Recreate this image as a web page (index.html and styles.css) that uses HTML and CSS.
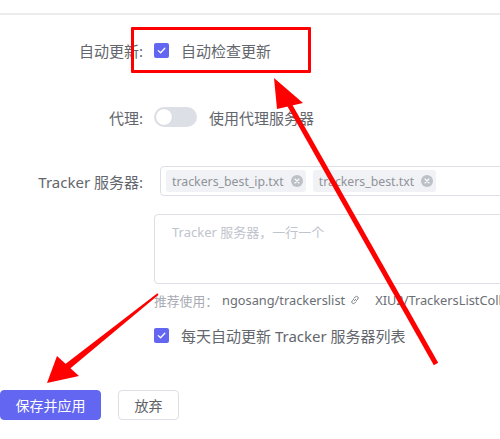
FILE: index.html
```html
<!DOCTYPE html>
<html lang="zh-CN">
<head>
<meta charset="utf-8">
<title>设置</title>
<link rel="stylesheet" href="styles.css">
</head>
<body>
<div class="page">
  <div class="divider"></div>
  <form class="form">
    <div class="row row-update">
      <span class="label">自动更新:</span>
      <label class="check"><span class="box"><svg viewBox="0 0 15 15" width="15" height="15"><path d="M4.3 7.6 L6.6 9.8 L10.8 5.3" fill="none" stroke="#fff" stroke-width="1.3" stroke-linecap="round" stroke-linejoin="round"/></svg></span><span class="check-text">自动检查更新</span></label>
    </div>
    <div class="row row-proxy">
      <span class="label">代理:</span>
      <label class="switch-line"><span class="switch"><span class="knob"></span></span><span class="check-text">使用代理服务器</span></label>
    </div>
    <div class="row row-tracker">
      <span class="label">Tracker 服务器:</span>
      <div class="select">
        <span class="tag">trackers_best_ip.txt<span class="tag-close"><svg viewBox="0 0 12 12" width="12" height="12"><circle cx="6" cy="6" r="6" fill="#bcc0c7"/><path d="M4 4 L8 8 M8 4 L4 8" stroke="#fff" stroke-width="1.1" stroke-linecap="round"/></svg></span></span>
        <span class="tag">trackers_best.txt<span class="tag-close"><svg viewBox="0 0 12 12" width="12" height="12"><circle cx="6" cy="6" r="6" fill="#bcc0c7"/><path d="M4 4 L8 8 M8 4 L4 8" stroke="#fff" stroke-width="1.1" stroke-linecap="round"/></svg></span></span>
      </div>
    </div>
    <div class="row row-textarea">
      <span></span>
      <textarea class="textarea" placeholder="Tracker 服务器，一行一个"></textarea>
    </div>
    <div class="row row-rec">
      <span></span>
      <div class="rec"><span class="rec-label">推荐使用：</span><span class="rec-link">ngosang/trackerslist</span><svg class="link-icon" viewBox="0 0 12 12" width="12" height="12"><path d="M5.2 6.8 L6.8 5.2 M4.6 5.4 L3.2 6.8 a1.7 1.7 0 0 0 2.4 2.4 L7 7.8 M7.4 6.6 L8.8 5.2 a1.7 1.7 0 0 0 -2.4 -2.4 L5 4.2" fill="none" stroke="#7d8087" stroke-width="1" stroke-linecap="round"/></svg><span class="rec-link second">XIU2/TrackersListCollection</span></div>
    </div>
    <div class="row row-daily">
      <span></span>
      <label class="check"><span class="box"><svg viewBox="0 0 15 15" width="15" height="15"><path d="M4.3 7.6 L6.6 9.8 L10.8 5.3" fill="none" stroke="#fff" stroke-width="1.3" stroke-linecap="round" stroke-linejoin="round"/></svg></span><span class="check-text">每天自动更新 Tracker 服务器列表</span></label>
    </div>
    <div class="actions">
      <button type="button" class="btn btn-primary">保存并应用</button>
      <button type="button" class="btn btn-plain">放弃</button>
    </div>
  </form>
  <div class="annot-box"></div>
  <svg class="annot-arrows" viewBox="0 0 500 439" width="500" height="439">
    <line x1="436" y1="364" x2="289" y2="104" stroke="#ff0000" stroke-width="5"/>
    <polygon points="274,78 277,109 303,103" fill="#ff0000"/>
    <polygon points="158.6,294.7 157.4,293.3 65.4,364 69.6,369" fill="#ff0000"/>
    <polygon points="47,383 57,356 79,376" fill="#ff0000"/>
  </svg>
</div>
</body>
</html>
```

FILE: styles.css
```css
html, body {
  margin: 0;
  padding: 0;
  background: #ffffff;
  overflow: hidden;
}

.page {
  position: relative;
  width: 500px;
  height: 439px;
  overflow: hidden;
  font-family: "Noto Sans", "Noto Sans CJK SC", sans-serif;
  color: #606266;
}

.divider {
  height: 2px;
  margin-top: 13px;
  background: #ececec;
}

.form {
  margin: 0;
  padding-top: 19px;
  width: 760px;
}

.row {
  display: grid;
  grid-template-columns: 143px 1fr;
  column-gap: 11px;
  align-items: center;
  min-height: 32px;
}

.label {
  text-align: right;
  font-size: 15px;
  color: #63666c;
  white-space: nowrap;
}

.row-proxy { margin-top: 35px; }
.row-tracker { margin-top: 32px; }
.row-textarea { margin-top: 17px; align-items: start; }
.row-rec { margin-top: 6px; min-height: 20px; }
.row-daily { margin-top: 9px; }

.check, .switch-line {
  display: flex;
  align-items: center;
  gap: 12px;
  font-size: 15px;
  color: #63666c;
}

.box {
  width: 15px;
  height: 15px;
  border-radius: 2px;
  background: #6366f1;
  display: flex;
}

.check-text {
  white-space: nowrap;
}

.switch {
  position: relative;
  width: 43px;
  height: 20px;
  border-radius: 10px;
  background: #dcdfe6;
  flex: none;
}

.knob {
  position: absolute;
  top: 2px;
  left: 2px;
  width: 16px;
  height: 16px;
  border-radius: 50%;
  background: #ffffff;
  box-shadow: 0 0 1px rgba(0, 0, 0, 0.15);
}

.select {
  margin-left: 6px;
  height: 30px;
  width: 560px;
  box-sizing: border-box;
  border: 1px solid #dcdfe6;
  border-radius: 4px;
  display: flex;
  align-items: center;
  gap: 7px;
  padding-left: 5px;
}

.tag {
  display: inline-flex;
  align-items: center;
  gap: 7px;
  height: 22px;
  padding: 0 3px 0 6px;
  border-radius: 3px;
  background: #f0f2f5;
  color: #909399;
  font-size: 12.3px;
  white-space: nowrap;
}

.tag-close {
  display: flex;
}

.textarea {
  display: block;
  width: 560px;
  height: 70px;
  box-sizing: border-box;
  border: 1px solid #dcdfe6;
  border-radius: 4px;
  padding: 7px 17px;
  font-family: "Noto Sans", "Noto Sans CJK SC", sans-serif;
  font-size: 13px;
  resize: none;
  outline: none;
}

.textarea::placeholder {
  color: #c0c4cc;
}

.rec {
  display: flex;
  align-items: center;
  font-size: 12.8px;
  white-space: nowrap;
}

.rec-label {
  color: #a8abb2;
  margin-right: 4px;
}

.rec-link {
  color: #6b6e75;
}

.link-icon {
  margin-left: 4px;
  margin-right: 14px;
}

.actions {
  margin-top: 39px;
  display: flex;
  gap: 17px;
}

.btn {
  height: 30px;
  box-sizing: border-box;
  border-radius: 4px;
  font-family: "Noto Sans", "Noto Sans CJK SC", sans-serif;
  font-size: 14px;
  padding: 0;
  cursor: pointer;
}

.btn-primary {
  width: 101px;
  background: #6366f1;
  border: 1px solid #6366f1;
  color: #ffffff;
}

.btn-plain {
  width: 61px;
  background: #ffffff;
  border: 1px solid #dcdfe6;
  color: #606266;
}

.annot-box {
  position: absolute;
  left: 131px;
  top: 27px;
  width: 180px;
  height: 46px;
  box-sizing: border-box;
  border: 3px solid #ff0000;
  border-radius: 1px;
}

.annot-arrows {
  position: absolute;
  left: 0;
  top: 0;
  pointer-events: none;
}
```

Exercise objective:
Copy the material shown above in full and exactly. Skip the pictures.

Problem solution:
Recreate this image as a web page (index.html and styles.css) that uses HTML and CSS.
FILE: index.html
```html
<!DOCTYPE html>
<html lang="zh-CN">
<head>
<meta charset="utf-8">
<title>设置</title>
<link rel="stylesheet" href="styles.css">
</head>
<body>
<div class="page">
  <div class="divider"></div>
  <form class="form">
    <div class="row row-update">
      <span class="label">自动更新:</span>
      <label class="check"><span class="box"><svg viewBox="0 0 15 15" width="15" height="15"><path d="M4.3 7.6 L6.6 9.8 L10.8 5.3" fill="none" stroke="#fff" stroke-width="1.3" stroke-linecap="round" stroke-linejoin="round"/></svg></span><span class="check-text">自动检查更新</span></label>
    </div>
    <div class="row row-proxy">
      <span class="label">代理:</span>
      <label class="switch-line"><span class="switch"><span class="knob"></span></span><span class="check-text">使用代理服务器</span></label>
    </div>
    <div class="row row-tracker">
      <span class="label">Tracker 服务器:</span>
      <div class="select">
        <span class="tag">trackers_best_ip.txt<span class="tag-close"><svg viewBox="0 0 12 12" width="12" height="12"><circle cx="6" cy="6" r="6" fill="#bcc0c7"/><path d="M4 4 L8 8 M8 4 L4 8" stroke="#fff" stroke-width="1.1" stroke-linecap="round"/></svg></span></span>
        <span class="tag">trackers_best.txt<span class="tag-close"><svg viewBox="0 0 12 12" width="12" height="12"><circle cx="6" cy="6" r="6" fill="#bcc0c7"/><path d="M4 4 L8 8 M8 4 L4 8" stroke="#fff" stroke-width="1.1" stroke-linecap="round"/></svg></span></span>
      </div>
    </div>
    <div class="row row-textarea">
      <span></span>
      <textarea class="textarea" placeholder="Tracker 服务器，一行一个"></textarea>
    </div>
    <div class="row row-rec">
      <span></span>
      <div class="rec"><span class="rec-label">推荐使用：</span><span class="rec-link">ngosang/trackerslist</span><svg class="link-icon" viewBox="0 0 12 12" width="12" height="12"><path d="M5.2 6.8 L6.8 5.2 M4.6 5.4 L3.2 6.8 a1.7 1.7 0 0 0 2.4 2.4 L7 7.8 M7.4 6.6 L8.8 5.2 a1.7 1.7 0 0 0 -2.4 -2.4 L5 4.2" fill="none" stroke="#7d8087" stroke-width="1" stroke-linecap="round"/></svg><span class="rec-link second">XIU2/TrackersListCollection</span></div>
    </div>
    <div class="row row-daily">
      <span></span>
      <label class="check"><span class="box"><svg viewBox="0 0 15 15" width="15" height="15"><path d="M4.3 7.6 L6.6 9.8 L10.8 5.3" fill="none" stroke="#fff" stroke-width="1.3" stroke-linecap="round" stroke-linejoin="round"/></svg></span><span class="check-text">每天自动更新 Tracker 服务器列表</span></label>
    </div>
    <div class="actions">
      <button type="button" class="btn btn-primary">保存并应用</button>
      <button type="button" class="btn btn-plain">放弃</button>
    </div>
  </form>
  <div class="annot-box"></div>
  <svg class="annot-arrows" viewBox="0 0 500 439" width="500" height="439">
    <line x1="436" y1="364" x2="289" y2="104" stroke="#ff0000" stroke-width="5"/>
    <polygon points="274,78 277,109 303,103" fill="#ff0000"/>
    <polygon points="158.6,294.7 157.4,293.3 65.4,364 69.6,369" fill="#ff0000"/>
    <polygon points="47,383 57,356 79,376" fill="#ff0000"/>
  </svg>
</div>
</body>
</html>
```

FILE: styles.css
```css
html, body {
  margin: 0;
  padding: 0;
  background: #ffffff;
  overflow: hidden;
}

.page {
  position: relative;
  width: 500px;
  height: 439px;
  overflow: hidden;
  font-family: "Noto Sans", "Noto Sans CJK SC", sans-serif;
  color: #606266;
}

.divider {
  height: 2px;
  margin-top: 13px;
  background: #ececec;
}

.form {
  margin: 0;
  padding-top: 19px;
  width: 760px;
}

.row {
  display: grid;
  grid-template-columns: 143px 1fr;
  column-gap: 11px;
  align-items: center;
  min-height: 32px;
}

.label {
  text-align: right;
  font-size: 15px;
  color: #63666c;
  white-space: nowrap;
}

.row-proxy { margin-top: 35px; }
.row-tracker { margin-top: 32px; }
.row-textarea { margin-top: 17px; align-items: start; }
.row-rec { margin-top: 6px; min-height: 20px; }
.row-daily { margin-top: 9px; }

.check, .switch-line {
  display: flex;
  align-items: center;
  gap: 12px;
  font-size: 15px;
  color: #63666c;
}

.box {
  width: 15px;
  height: 15px;
  border-radius: 2px;
  background: #6366f1;
  display: flex;
}

.check-text {
  white-space: nowrap;
}

.switch {
  position: relative;
  width: 43px;
  height: 20px;
  border-radius: 10px;
  background: #dcdfe6;
  flex: none;
}

.knob {
  position: absolute;
  top: 2px;
  left: 2px;
  width: 16px;
  height: 16px;
  border-radius: 50%;
  background: #ffffff;
  box-shadow: 0 0 1px rgba(0, 0, 0, 0.15);
}

.select {
  margin-left: 6px;
  height: 30px;
  width: 560px;
  box-sizing: border-box;
  border: 1px solid #dcdfe6;
  border-radius: 4px;
  display: flex;
  align-items: center;
  gap: 7px;
  padding-left: 5px;
}

.tag {
  display: inline-flex;
  align-items: center;
  gap: 7px;
  height: 22px;
  padding: 0 3px 0 6px;
  border-radius: 3px;
  background: #f0f2f5;
  color: #909399;
  font-size: 12.3px;
  white-space: nowrap;
}

.tag-close {
  display: flex;
}

.textarea {
  display: block;
  width: 560px;
  height: 70px;
  box-sizing: border-box;
  border: 1px solid #dcdfe6;
  border-radius: 4px;
  padding: 7px 17px;
  font-family: "Noto Sans", "Noto Sans CJK SC", sans-serif;
  font-size: 13px;
  resize: none;
  outline: none;
}

.textarea::placeholder {
  color: #c0c4cc;
}

.rec {
  display: flex;
  align-items: center;
  font-size: 12.8px;
  white-space: nowrap;
}

.rec-label {
  color: #a8abb2;
  margin-right: 4px;
}

.rec-link {
  color: #6b6e75;
}

.link-icon {
  margin-left: 4px;
  margin-right: 14px;
}

.actions {
  margin-top: 39px;
  display: flex;
  gap: 17px;
}

.btn {
  height: 30px;
  box-sizing: border-box;
  border-radius: 4px;
  font-family: "Noto Sans", "Noto Sans CJK SC", sans-serif;
  font-size: 14px;
  padding: 0;
  cursor: pointer;
}

.btn-primary {
  width: 101px;
  background: #6366f1;
  border: 1px solid #6366f1;
  color: #ffffff;
}

.btn-plain {
  width: 61px;
  background: #ffffff;
  border: 1px solid #dcdfe6;
  color: #606266;
}

.annot-box {
  position: absolute;
  left: 131px;
  top: 27px;
  width: 180px;
  height: 46px;
  box-sizing: border-box;
  border: 3px solid #ff0000;
  border-radius: 1px;
}

.annot-arrows {
  position: absolute;
  left: 0;
  top: 0;
  pointer-events: none;
}
```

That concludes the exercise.